When Ms. Martinez was transferred to the third grade, she graduated from take-out to restaurants. Her students ate out in different neighborhoods, mapping their routes through Manhattan. They studied the history and geography of Korea and ate Korean-style barbecue in midtown (Korea-town). Anticipating Martin Luther King, Jr. Day they ate real soul food at a church on 125th St. in Harlem, celebrating African-American history in more ways than one. They ate at their favorite local pizzeria. Students always came prepared with a list of questions for the owner or manager, ranging in topics from the origin of the food and recipes to restaurant management.

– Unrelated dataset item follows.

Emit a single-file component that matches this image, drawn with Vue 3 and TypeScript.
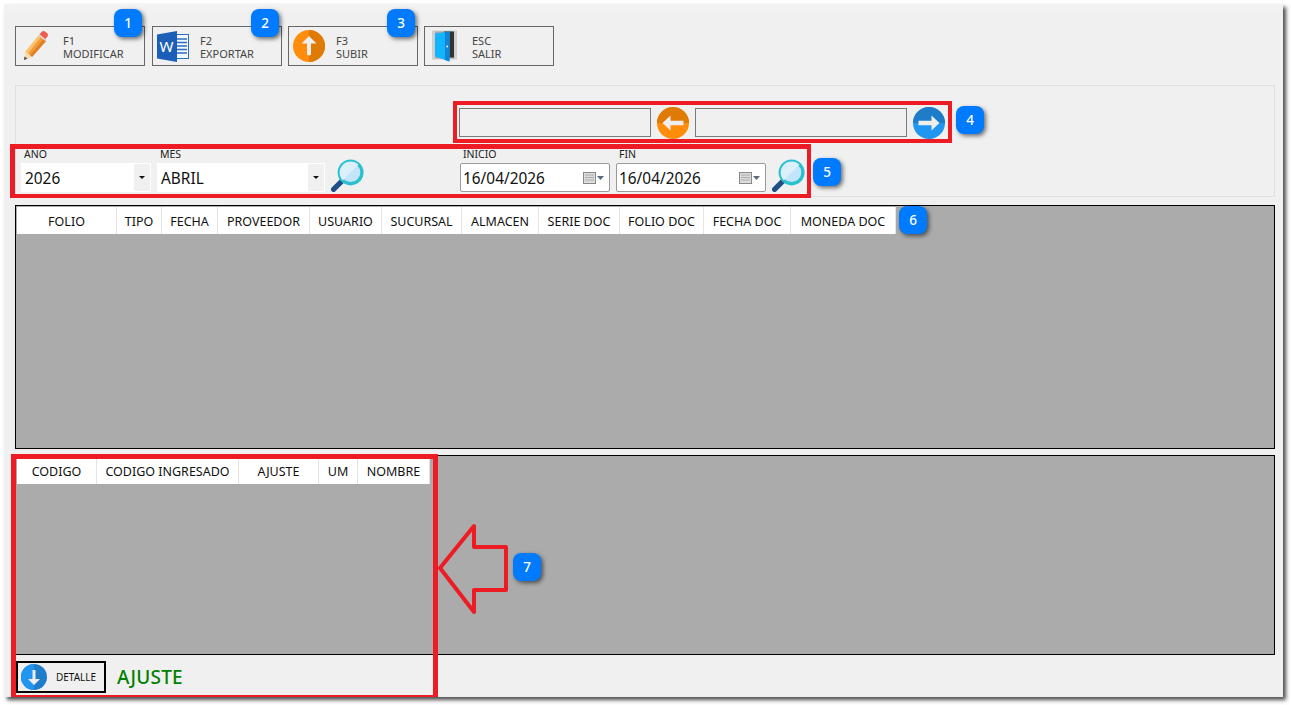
<template>
  <div class="window">
    <div class="toolbar">
      <button v-for="b in toolButtons" :key="b.key" class="tool-btn">
        <svg v-if="b.icon === 'pencil'" class="tool-icon" viewBox="0 0 32 32">
          <path d="M5.500 21.500 L19 5.500 L26 11 L12 27 Z" fill="#f29a3a" />
          <path d="M5.500 21.500 L19 5.500 L21 7 L8 23.500 Z" fill="#fcc36a" />
          <path d="M10 25.500 L23.500 9 L26 11 L12 27 Z" fill="#e07f24" />
          <path d="M19.500 4.500 L22 1.500 Q23.500 0.500 25 1.500 L27.500 3.500 Q28.500 5 27.500 6.500 L25 9.500 Z" fill="#ee5a4d" />
          <path d="M18.500 5.500 L19.500 4.300 L26.300 9.700 L25.300 11 Z" fill="#d4d4d4" />
          <path d="M4 30 L5.500 21.500 L12 27 Z" fill="#f6d9ae" />
          <path d="M4 30 L4.600 26.500 L7.400 28.800 Z" fill="#444" />
        </svg>
        <svg v-else-if="b.icon === 'word'" class="tool-icon" viewBox="0 0 32 32">
          <rect x="19" y="4.500" width="12.500" height="24" fill="#f4f8fc" stroke="#2a6fc2" />
          <path d="M20 9h10M20 12.500h10M20 16h10M20 19.500h10M20 23h10" stroke="#2a6fc2" stroke-width="1.600" />
          <path d="M0 4.500 L20 1 V32 L0 28.500 Z" fill="#1c5fb8" />
          <text x="2.500" y="21.500" class="word-letter">W</text>
        </svg>
        <svg v-else-if="b.icon === 'up'" class="tool-icon" viewBox="0 0 32 32">
          <circle cx="16" cy="16" r="16" fill="#ff8c0a" />
          <path d="M16 0 A16 16 0 0 1 16 32 Z" fill="#df7a05" />
          <path d="M16 6 L23.500 13.500 H18 V24.500 Q16 26.500 14 24.500 V13.500 H8.500 Z" fill="#eee" />
        </svg>
        <svg v-else class="tool-icon" viewBox="0 0 32 32">
          <rect x="3" y="0.500" width="25" height="29" fill="#cfcfcf" />
          <rect x="6" y="1.500" width="19" height="27" fill="#a9a9a9" />
          <rect x="15" y="1.500" width="10" height="26" fill="#333" />
          <path d="M6 3.500 L20.500 1.500 V31.500 L6 26.500 Z" fill="#12b4fb" />
          <path d="M16 2 L20.500 1.500 V31.500 L16 30 Z" fill="#1383d8" />
          <circle cx="18.200" cy="16.500" r="0.900" fill="#fff" />
        </svg>
        <span class="tool-label">{{ b.key }}<br />{{ b.label }}</span>
      </button>
    </div>

    <section class="filter-panel">
      <div class="nav-row">
        <div class="nav-input"></div>
        <svg class="nav-arrow" viewBox="0 0 32 32">
          <circle cx="16" cy="16" r="16" fill="#ff8c0a" />
          <path d="M0 16 A16 16 0 0 1 32 16 Z" fill="#df7a05" />
          <path d="M5.500 16 L13.500 8.500 V13.800 H26.500 V18.200 H13.500 V23.500 Z" fill="#eee" />
        </svg>
        <div class="nav-input wide"></div>
        <svg class="nav-arrow" viewBox="0 0 32 32">
          <circle cx="16" cy="16" r="16" fill="#2196f0" />
          <path d="M0 16 A16 16 0 0 1 32 16 Z" fill="#1f7cc9" />
          <path d="M26.500 16 L18.500 8.500 V13.800 H5.500 V18.200 H18.500 V23.500 Z" fill="#eee" />
        </svg>
      </div>

      <div class="search-row">
        <div class="field">
          <label>AÑO</label>
          <div class="combo year"><span>2026</span><i class="combo-btn"></i></div>
        </div>
        <div class="field">
          <label>MES</label>
          <div class="combo month"><span>ABRIL</span><i class="combo-btn"></i></div>
        </div>
        <svg class="lens" viewBox="0 0 32 32">
          <path d="M2.500 29.500 L11 21" stroke="#1f4f86" stroke-width="5" stroke-linecap="round" />
          <circle cx="19" cy="13" r="11" fill="#c4e4f9" stroke="#2bc0cf" stroke-width="3.200" />
          <path d="M11.500 20.500 A10.500 10.500 0 0 1 26.500 5.500 Z" fill="#dcf0fc" />
        </svg>
        <div class="field date-first">
          <label>INICIO</label>
          <div class="date-box">
            <span>16/04/2026</span>
            <svg class="cal" viewBox="0 0 21 12">
              <rect x="0.500" y="0.500" width="12" height="11" fill="#ddd" stroke="#888" />
              <path d="M2 3h9M2 5.500h9M2 8h9" stroke="#aaa" />
              <path d="M14 4h7l-3.500 4z" fill="#5a6a80" />
            </svg>
          </div>
        </div>
        <div class="field">
          <label>FIN</label>
          <div class="date-box">
            <span>16/04/2026</span>
            <svg class="cal" viewBox="0 0 21 12">
              <rect x="0.500" y="0.500" width="12" height="11" fill="#ddd" stroke="#888" />
              <path d="M2 3h9M2 5.500h9M2 8h9" stroke="#aaa" />
              <path d="M14 4h7l-3.500 4z" fill="#5a6a80" />
            </svg>
          </div>
        </div>
        <svg class="lens" viewBox="0 0 32 32">
          <path d="M2.500 29.500 L11 21" stroke="#1f4f86" stroke-width="5" stroke-linecap="round" />
          <circle cx="19" cy="13" r="11" fill="#c4e4f9" stroke="#2bc0cf" stroke-width="3.200" />
          <path d="M11.500 20.500 A10.500 10.500 0 0 1 26.500 5.500 Z" fill="#dcf0fc" />
        </svg>
      </div>
    </section>

    <section class="grid top-grid">
      <div class="grid-head">
        <div v-for="c in mainCols" :key="c.name" class="grid-col" :style="{ width: c.width + 'px' }">{{ c.name }}</div>
      </div>
    </section>

    <section class="grid bottom-grid">
      <div class="grid-head">
        <div v-for="c in detailCols" :key="c.name" class="grid-col" :style="{ width: c.width + 'px' }">{{ c.name }}</div>
      </div>
    </section>

    <div class="footer">
      <button class="detail-btn">
        <svg class="detail-icon" viewBox="0 0 26 26">
          <circle cx="13" cy="13" r="13" fill="#1f7cc9" />
          <path d="M13 0 A13 13 0 0 0 13 26 Z" fill="#2196f0" />
          <path d="M13 21 L7 15 H11.500 V6 H14.500 V15 H19 Z" fill="#eee" />
        </svg>
        <span>DETALLE</span>
      </button>
      <span class="status">AJUSTE</span>
    </div>
  </div>

  <!-- anotaciones del manual -->
  <div class="red-box box-4"></div>
  <div class="red-box box-5"></div>
  <div class="red-box box-7"></div>
  <svg class="red-arrow" viewBox="0 0 80 96" width="80" height="96">
    <path d="M2 45 L36 3 V24 H68 V67 H36 V89 Z" fill="none" stroke="#ed1c24" stroke-width="4" stroke-linejoin="round" />
  </svg>
  <div v-for="b in badges" :key="b.n" class="badge" :style="{ left: b.x + 'px', top: b.y + 'px' }">{{ b.n }}</div>
</template>

<script setup lang="ts">
const toolButtons = [
  { key: 'F1', label: 'MODIFICAR', icon: 'pencil' },
  { key: 'F2', label: 'EXPORTAR', icon: 'word' },
  { key: 'F3', label: 'SUBIR', icon: 'up' },
  { key: 'ESC', label: 'SALIR', icon: 'door' },
]

const mainCols = [
  { name: 'FOLIO', width: 100 },
  { name: 'TIPO', width: 45 },
  { name: 'FECHA', width: 56 },
  { name: 'PROVEEDOR', width: 92 },
  { name: 'USUARIO', width: 72 },
  { name: 'SUCURSAL', width: 80 },
  { name: 'ALMACEN', width: 77 },
  { name: 'SERIE DOC', width: 81 },
  { name: 'FOLIO DOC', width: 84 },
  { name: 'FECHA DOC', width: 87 },
  { name: 'MONEDA DOC', width: 105 },
]

const detailCols = [
  { name: 'CODIGO', width: 80 },
  { name: 'CODIGO INGRESADO', width: 142 },
  { name: 'AJUSTE', width: 80 },
  { name: 'UM', width: 39 },
  { name: 'NOMBRE', width: 72 },
]

const badges = [
  { n: 1, x: 114, y: 9 },
  { n: 2, x: 251, y: 9 },
  { n: 3, x: 387, y: 9 },
  { n: 4, x: 956, y: 106 },
  { n: 5, x: 813, y: 158 },
  { n: 6, x: 899, y: 206 },
  { n: 7, x: 513, y: 553 },
]
</script>

<style>
html,
body {
  height: 100%;
  margin: 0;
  background: #fff;
}
</style>

<style scoped>
.window {
  box-sizing: border-box;
  width: 1279px;
  height: 693px;
  margin: 4px 0 0 4px;
  padding: 22px 8px 0 11px;
  background: linear-gradient(#f5f2f2, #f0f0f0 12px);
  box-shadow: 3px 3px 4px rgba(0, 0, 0, 0.7);
  font-family: "Noto Sans", "Open Sans", sans-serif;
  overflow: hidden;
}

.toolbar {
  display: flex;
  gap: 6px;
  height: 40px;
}

.tool-btn {
  box-sizing: border-box;
  display: flex;
  align-items: center;
  width: 130px;
  height: 40px;
  padding: 0 0 0 4px;
  border: 1px solid #666;
  background: #f0f0f0;
  font: inherit;
  text-align: left;
}

.tool-btn:nth-child(1) {
  margin-right: 1px;
}

.tool-icon {
  width: 32px;
  height: 32px;
  flex-shrink: 0;
}

.tool-label {
  margin-left: 11px;
  padding-top: 2px;
  font-size: 11px;
  line-height: 13px;
  color: #444;
}

.filter-panel {
  box-sizing: border-box;
  height: 112px;
  margin-top: 19px;
  border: 1px solid #dfdfdf;
  padding: 22px 0 0 5px;
}

.nav-row {
  display: flex;
  align-items: center;
  gap: 6px;
  height: 29px;
  margin-left: 438px;
}

.nav-input {
  box-sizing: border-box;
  width: 192px;
  height: 29px;
  border: 1px solid #7a7a7a;
  background: #f0f0f0;
}

.nav-input.wide {
  width: 212px;
}

.nav-arrow {
  width: 32px;
  height: 32px;
  flex-shrink: 0;
}

.search-row {
  display: flex;
  align-items: flex-end;
  gap: 6px;
  height: 42px;
  margin-top: 13px;
}

.field {
  display: flex;
  flex-direction: column;
}

.field label {
  height: 13px;
  margin-left: 3px;
  margin-top: -2px;
  padding-bottom: 2px;
  font-size: 10.5px;
  line-height: 13px;
  color: #222;
}

.combo {
  display: flex;
  align-items: center;
  justify-content: space-between;
  box-sizing: border-box;
  height: 29px;
  padding-left: 4px;
  border: 1px solid #fff;
  border-left: 0;
  background: #fff;
  font-size: 15.4px;
  color: #111;
}

.combo span,
.date-box span {
  padding-top: 2px;
}

.combo.year {
  width: 130px;
}

.combo.month {
  width: 168px;
}

.combo-btn {
  position: relative;
  width: 16px;
  height: 27px;
  background: #f0f0f0;
}

.combo-btn::after {
  content: "";
  position: absolute;
  left: 5px;
  top: 12px;
  border: 3px solid transparent;
  border-top: 3px solid #111;
}

.lens {
  width: 33px;
  height: 33px;
  flex-shrink: 0;
}

.date-first {
  margin-left: 90px;
}

.date-box {
  display: flex;
  align-items: center;
  justify-content: space-between;
  box-sizing: border-box;
  width: 150px;
  height: 29px;
  padding: 0 5px 0 2px;
  border: 1px solid #9a9a9a;
  border-radius: 2px;
  background: #fff;
  font-size: 15.4px;
  color: #111;
}

.cal {
  width: 21px;
  height: 12px;
}

.grid {
  box-sizing: border-box;
  border: 1px solid #000;
  background: #ababab;
  padding: 1px;
}

.top-grid {
  height: 244px;
  margin-top: 8px;
}

.bottom-grid {
  height: 200px;
  margin-top: 6px;
}

.grid-head {
  display: flex;
  height: 27px;
}

.grid-col {
  box-sizing: border-box;
  flex-shrink: 0;
  background: #fff;
  border-right: 1px solid #e3e3e3;
  text-align: center;
  font-size: 12.5px;
  line-height: 29px;
  color: #111;
}

.footer {
  display: flex;
  align-items: center;
  gap: 11px;
  margin: 6px 0 0 1px;
}

.detail-btn {
  box-sizing: border-box;
  display: flex;
  align-items: center;
  width: 90px;
  height: 32px;
  padding: 0 0 0 3px;
  border: 2px solid #000;
  background: #f0f0f0;
  font: inherit;
}

.detail-icon {
  width: 26px;
  height: 26px;
  flex-shrink: 0;
}

.detail-btn span {
  margin-left: 9px;
  font-size: 10px;
  color: #111;
}

.status {
  font-size: 19px;
  font-weight: 500;
  letter-spacing: 0.2px;
  color: #008000;
}

.red-box {
  position: absolute;
  box-sizing: border-box;
  border: 4px solid #ed1c24;
}

.box-4 {
  left: 453px;
  top: 101px;
  width: 499px;
  height: 42px;
}

.box-5 {
  left: 10px;
  top: 144px;
  width: 801px;
  height: 54px;
  border-width: 5px 4px 4px 5px;
}

.box-7 {
  left: 11px;
  top: 454px;
  width: 427px;
  height: 243px;
  border-width: 5px 5px 2px 5px;
}

.red-arrow {
  position: absolute;
  left: 438px;
  top: 523px;
}

.word-letter {
  fill: #fff;
  font-family: "Noto Sans", sans-serif;
  font-size: 15px;
}

.badge {
  position: absolute;
  width: 28px;
  height: 28px;
  border-radius: 8px;
  background: #007bff;
  box-shadow: 2px 2px 4px rgba(0, 0, 0, 0.55);
  color: #fff;
  font-family: "Noto Sans", sans-serif;
  font-size: 13.500px;
  font-weight: 500;
  line-height: 28px;
  text-align: center;
}
</style>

They wrote up their interviews afterwards (organizing research from a primary source), and compared them. They drew pictures of storefronts in each neighborhood, noticing the different cultures. They polled their taste-testing opinions and graphed the results. A cost analysis and nutritional analysis of the meals (food groups, perhaps) would fulfill additional goals in math and science/ health. Sadly, this third-grade curriculum is not free, but it is delicious!